MONTRÖ’NÜN TARTIŞILMASI TÜRKİYE’NİN ÇIKARLARINA AYKIRIDIR
Peki iddia edildiği gibi Montrö’ye etkisi olur mu? Ya da bu eksende Montrö’nün tartışmaya açılması doğru mu? CHP Genel Başkanı’nın bu sorulara yanıtı ise şöyle:
“Kanal İstanbul kapsamında Montrö’nün tartışmaya açılması dahi Türkiye’nin çıkarlarına aykırıdır. Türkiye’nin Boğazlar’da hassas bir denge üzerinde duran kazanımlarının masaya yatırılma ihtimali dahi, karşı çıkılması gereken bir durumdur. Montrö’nün delinmesi, Türkiye–Rusya ilişkileri bakımından da olumsuz bir dizi gelişmeye yol açabilir.”
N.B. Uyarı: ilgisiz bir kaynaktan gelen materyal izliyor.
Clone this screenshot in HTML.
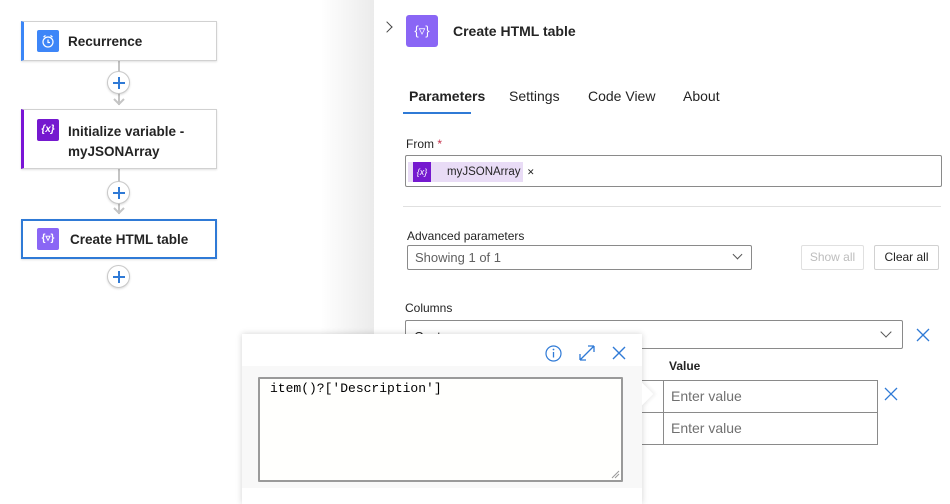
<!DOCTYPE html>
<html><head><meta charset="utf-8"><style>
*{box-sizing:border-box;margin:0;padding:0}
body{width:950px;height:500px;overflow:hidden;background:#fff;font-family:"Liberation Sans",sans-serif;position:relative;color:#242424}
.a{position:absolute;white-space:nowrap}
.card{position:absolute;left:21px;width:196px;background:#fff;border:1px solid #d1d1d1;box-shadow:0 1px 2px rgba(0,0,0,.12);font-weight:bold;font-size:13.5px}
.ic{position:absolute;width:22px;height:22px;border-radius:2px;color:#fff;font-size:10px;text-align:center;line-height:22px}
.plus{position:absolute;width:23px;height:23px;border-radius:50%;border:1px solid #c8c8c8;background:#fff;box-shadow:0 1px 2px rgba(0,0,0,.15)}
.plus:before{content:"";position:absolute;left:5px;top:10px;width:12px;height:1.5px;background:#2f7ad6}
.plus:after{content:"";position:absolute;left:10.3px;top:4.5px;width:1.5px;height:12px;background:#2f7ad6}
.vl{position:absolute;left:118px;width:2px;background:#c4c4c4}
.box{position:absolute;border:1px solid #8a8a8a;border-radius:2px;background:#fff}
.lbl{position:absolute;font-size:12px;color:#242424}
</style></head><body>
<div class="a" style="left:0;top:0;width:374px;height:500px;background:#fff"></div>
<div class="a" style="left:320px;top:0;width:54px;height:500px;background:linear-gradient(90deg,rgba(0,0,0,0),rgba(0,0,0,.08))"></div>

<!-- flow -->
<div class="vl" style="top:60px;height:45px"></div>
<div class="vl" style="top:169px;height:45px"></div>
<svg class="a" style="left:113px;top:97px" width="12" height="10"><path d="M1 2l5 5 5-5" fill="none" stroke="#c4c4c4" stroke-width="2"/></svg>
<svg class="a" style="left:113px;top:206px" width="12" height="10"><path d="M1 2l5 5 5-5" fill="none" stroke="#c4c4c4" stroke-width="2"/></svg>
<div class="card" style="top:21px;height:40px;border-left:3px solid #3b86f7"><div class="ic" style="left:13px;top:8px;background:#3d86f8"><svg width="22" height="22"><circle cx="11" cy="12" r="5" fill="none" stroke="#fff" stroke-width="1.2"/><path d="M11 9.5v3h2M6.5 7l2-1.5M15.5 7l-2-1.5" fill="none" stroke="#fff" stroke-width="1.2"/></svg></div><div class="a" style="left:44px;top:12px">Recurrence</div></div>
<div class="plus" style="left:107px;top:71px"></div>
<div class="card" style="top:109px;height:60px;border-left:3px solid #7a14d6"><div class="ic" style="left:13px;top:9px;background:#7519cf;font-style:italic">{x}</div><div class="a" style="left:44px;top:12px;line-height:20px">Initialize variable -<br>myJSONArray</div></div>
<div class="plus" style="left:107px;top:181px"></div>
<div class="card" style="top:219px;height:40px;border:2px solid #2f7ad6"><div class="ic" style="left:14px;top:7px;background:#8a66f5">{▿}</div><div class="a" style="left:47px;top:11px">Create HTML table</div></div>
<div class="plus" style="left:107px;top:265px"></div>

<!-- panel -->
<div class="a" style="left:374px;top:0;width:576px;height:500px;background:#fff"></div>
<div class="a" style="left:383px;top:23px;width:8px;height:8px;border-right:1.5px solid #444;border-top:1.5px solid #444;transform:rotate(45deg)"></div>
<div class="a" style="left:406px;top:15px;width:32px;height:32px;border-radius:3px;background:#8a66f5;color:#fff;font-size:13px;text-align:center;line-height:32px">{▿}</div>
<div class="a" style="left:453px;top:23px;font-size:14px;font-weight:bold">Create HTML table</div>
<div class="a" style="left:409px;top:88px;font-size:14px;font-weight:bold">Parameters</div>
<div class="a" style="left:403px;top:112px;width:68px;height:2px;background:#2f7ad6"></div>
<div class="a" style="left:509px;top:88px;font-size:14px">Settings</div>
<div class="a" style="left:588px;top:88px;font-size:14px">Code View</div>
<div class="a" style="left:683px;top:88px;font-size:14px">About</div>
<div class="lbl" style="left:406px;top:137px">From <span style="color:#c4314b">*</span></div>
<div class="box" style="left:405px;top:155px;width:537px;height:32px"></div>
<div class="a" style="left:408px;top:162px;width:115px;height:20px;background:#e9dcf6;font-size:12px"><div class="a" style="left:5px;top:0;width:18px;height:20px;background:#7519cf;color:#fff;font-size:9px;line-height:20px;text-align:center;font-style:italic">{x}</div><div class="a" style="left:39px;top:4px;font-size:11.5px">myJSONArray<span style="position:absolute;left:80px;top:1px;font-size:9px">✕</span></div></div>
<div class="a" style="left:403px;top:206px;width:538px;height:1px;background:#e0e0e0"></div>
<div class="lbl" style="left:407px;top:229px">Advanced parameters</div>
<div class="box" style="left:407px;top:245px;width:345px;height:25px;font-size:13px;color:#616161;padding:4px 7px">Showing 1 of 1</div>
<div class="a" style="left:734px;top:251px;width:7px;height:7px;border-right:1px solid #555;border-bottom:1px solid #555;transform:rotate(45deg)"></div>
<div class="box" style="left:801px;top:245px;width:63px;height:25px;border-color:#e0e0e0;color:#bdbdbd;font-size:12px;text-align:center;line-height:23px">Show all</div>
<div class="box" style="left:874px;top:245px;width:65px;height:25px;border-color:#d1d1d1;font-size:12px;text-align:center;line-height:23px">Clear all</div>
<div class="lbl" style="left:405px;top:301px">Columns</div>
<div class="box" style="left:405px;top:320px;width:498px;height:29px;font-size:13px;padding:8px 8px">Custom</div>
<div class="a" style="left:882px;top:328px;width:8px;height:8px;border-right:1px solid #555;border-bottom:1px solid #555;transform:rotate(45deg)"></div>
<svg class="a" style="left:916px;top:328px" width="14" height="14"><path d="M1 1L13 13M13 1L1 13" stroke="#2f7ad6" stroke-width="1.3"/></svg>
<div class="a" style="left:669px;top:359px;font-size:12px;font-weight:bold">Value</div>
<div class="a" style="left:600px;top:380px;width:64px;height:65px;border:1px solid #8a8a8a;border-right:none"></div>
<div class="a" style="left:600px;top:412px;width:64px;height:1px;background:#8a8a8a"></div>
<div class="box" style="left:663px;top:380px;width:215px;height:33px;border-radius:0;font-size:14px;color:#707070;padding:7px 7px">Enter value</div>
<div class="box" style="left:663px;top:412px;width:215px;height:33px;border-radius:0;font-size:14px;color:#707070;padding:7px 7px">Enter value</div>
<svg class="a" style="left:884px;top:387px" width="14" height="14"><path d="M1 1L13 13M13 1L1 13" stroke="#2f7ad6" stroke-width="1.3"/></svg>

<!-- popup -->
<div class="a" style="left:242px;top:334px;width:400px;height:170px;background:#fff;box-shadow:0 0 6px rgba(0,0,0,.18)"></div>
<div class="a" style="left:634px;top:386px;width:16px;height:16px;background:#fff;transform:rotate(45deg);box-shadow:2px -2px 3px rgba(0,0,0,.06)"></div>
<div class="a" style="left:242px;top:366px;width:400px;height:122px;background:#f8f8f8"></div>
<svg class="a" style="left:544px;top:344px" width="90" height="20" viewBox="0 0 90 20">
<circle cx="9.5" cy="9.5" r="7.5" fill="none" stroke="#2f7ad6" stroke-width="1.2"/><line x1="9.5" y1="8" x2="9.5" y2="13.5" stroke="#2f7ad6" stroke-width="1.3"/><circle cx="9.5" cy="5.5" r=".9" fill="#2f7ad6"/>
<path d="M36 16L50 2M36 16v-6M36 16h6M50 2h-6M50 2v6" fill="none" stroke="#2f7ad6" stroke-width="1.3"/>
<path d="M69 3L81 15M81 3L69 15" stroke="#2f7ad6" stroke-width="1.4"/>
</svg>
<div class="a" style="left:258px;top:377px;width:365px;height:105px;background:#fffffd;border:2px solid #9a9a9a;border-radius:1px"></div>
<div class="a" style="left:270px;top:381px;font-family:'Liberation Mono',monospace;font-size:13px;color:#000">item()?['Description']</div>
<svg class="a" style="left:610px;top:469px" width="10" height="10"><path d="M2 9L9 2M5 9L9 5" stroke="#999" stroke-width="1"/></svg>
</body></html>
LİBYA’YA ASKER GÖNDERME TARTIŞMASI
NE İŞİMİZ VAR LİBYA’DA?
CHP, Türkiye’nin doğu Akdeniz’de Libya ile yaptığı mutabakatları destekliyor. Ancak Libya’ya asker gönderme söylemine karşı. Cumhurbaşkanı Erdoğan bir soru üzerine gerekirse Libya’ya asker gönderilebileceğini söylemişti. CHP Genel Başkanı’nın bu konuda uyarısı var.
“Ne işimiz var Libya’da? Suriye batağında ne işimiz vardı? Siyasi iktidarın Suriye batağında yaşananlardan ders alması lazım.”